Search code examples
rustlanguage-lawyerlifetimeunsafe

Is it legal to store a 'static reference to struct internal data in unsafe Rust?


I have the following data structure (simplified):

use std::collections::HashMap;
pub struct StringCache {
    // the hashmap keys point to elements stored in `storage`
    // so never outlive this datastructure. the 'static refs are never handed out
    table: HashMap<&'static str, usize>,

    storage: Vec<Box<str>>,
}

Is it legal/defined behaviour to "lie" to Rust about the lifetime of the references here? It feels like violating the type system to me. Is the public API of this data structure sound? For completeness, here is the full implementation:

use std::mem::transmute;
impl StringCache {
    pub fn intern(&mut self, entry: &str) -> usize {
        if let Some(key) = self.table.get(entry) {
            return *key;
        }
        let idx = self.storage.len();
        self.storage.push(entry.to_owned().into_boxed_str());
        // we cast our refs to 'static here.
        let key = unsafe { transmute::<&str, &'static str>(&self.storage[idx]) };
        self.table.insert(key, idx);
        idx
    }
    pub fn lookup(&self, idx: usize) -> &str {
        &self.storage[idx]
    }
}

Solution

  • TL;DR: This is fine.


    There are three potential problems here:

    1. Creating a reference with lifetime longer than its real lifetime.
    2. Moving the type may invalidate the references.
    3. While dropping the data we may use the strings after they're dropped.

    And none of them is actually a problem. Let's start from the first.

    Creating a reference with a lifetime longer than its actual lifetime is definitely fine. A lot of code in the wild relies of it to be fine, it is not listed under "Behavior considered undefined" in the reference (even though that list is not exhaustive), all current models for code execution in Rust (such as Stacked Borrows or MiniRust) employ this principle (in fact, the very reason for the existence of Stacked Borrows is to not rely on lifetimes for soundness and rather have more fine-grained model), and in UCG#231 it was stated that it is obvious that lifetimes cannot affect optimizations, just not specified currently somewhere.

    So we're coming to the second issue. The question is whether moving StringCache (and therefore, its storage) will invalidate the references because it will move the Vec's elements too. Or with more technical terms, whether moving a Vec retags (a Stacked Borrows term) its elements, asserting their uniqueness.

    Your intuition may say that this is fine, but reality is more complicated. Vec defines its items with Unique, which means that by the letter of the law moving it does invalidate all existing pointers to elements (this is true about Box too). However, lots of code in the wild relies on this to be false, so at least for Vec (and perhaps for Box too) we probably want this to be false. I think it is okay to rely on that. Miri does not give Vec any special treatement either, and as far as I'm aware, the compiler does not optimize based on it too.
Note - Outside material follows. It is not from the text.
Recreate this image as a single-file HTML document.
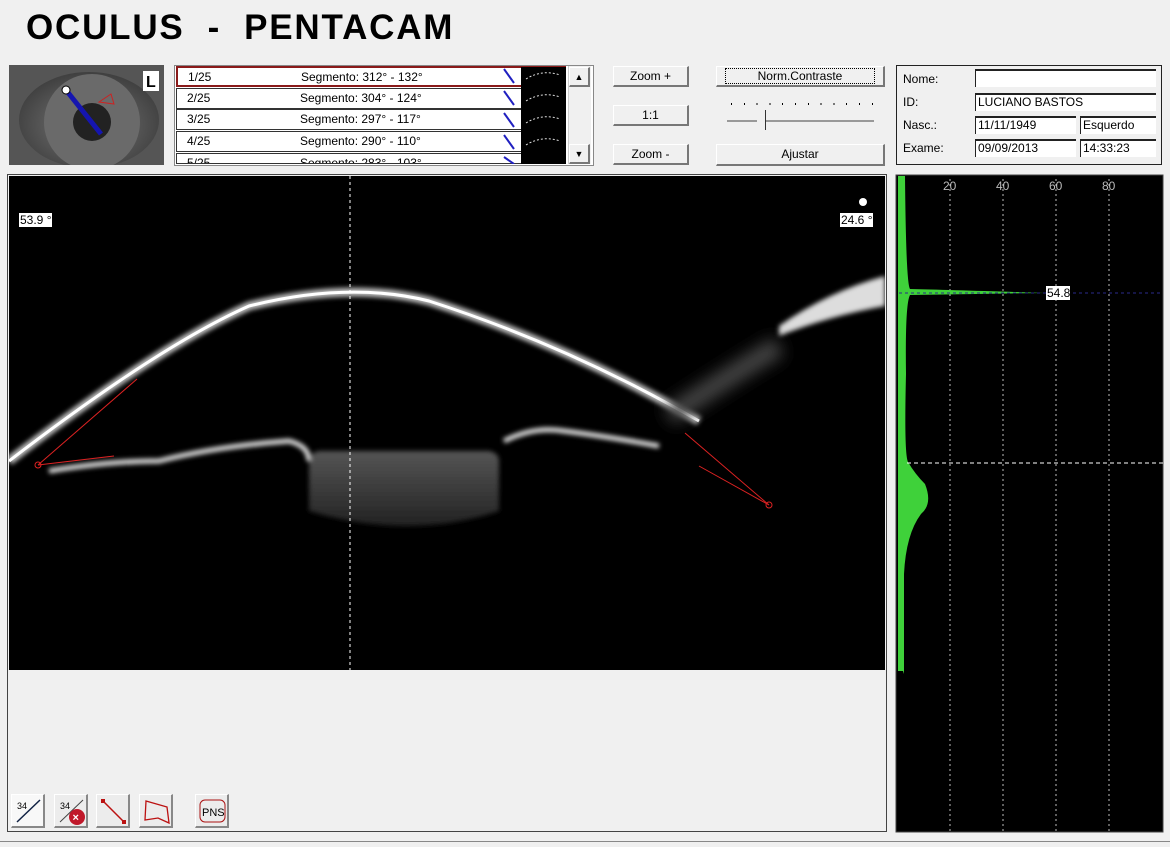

    For (3), your current definition (that declares table before storage) is obviously fine because it drops the HashMap first, but even your previous definition (that declared storage first) was fine, because HashMap is declared with #[may_dangle], meaning it promises it will not access its elements (aside from dropping them) in its drop. This is also a stability guarantee, because it is observable, even in code very similar to yours:

    use std::collections::HashMap;
    
    #[derive(Default)]
    struct StringCache<'a> {
        storage: Vec<Box<str>>,
        table: HashMap<&'a str, usize>,
    }
    
    fn main() {
        let mut string_cache = StringCache::default();
        string_cache.storage.push("hello".into());
        string_cache.table.insert(&string_cache.storage[0], 0);
    }
    

    The fact that this code compiles successfully is because HashMap promises to not touch its elements during drop. Otherwise, we could have use-after-free. So HashMap cannot change this fact suddenly.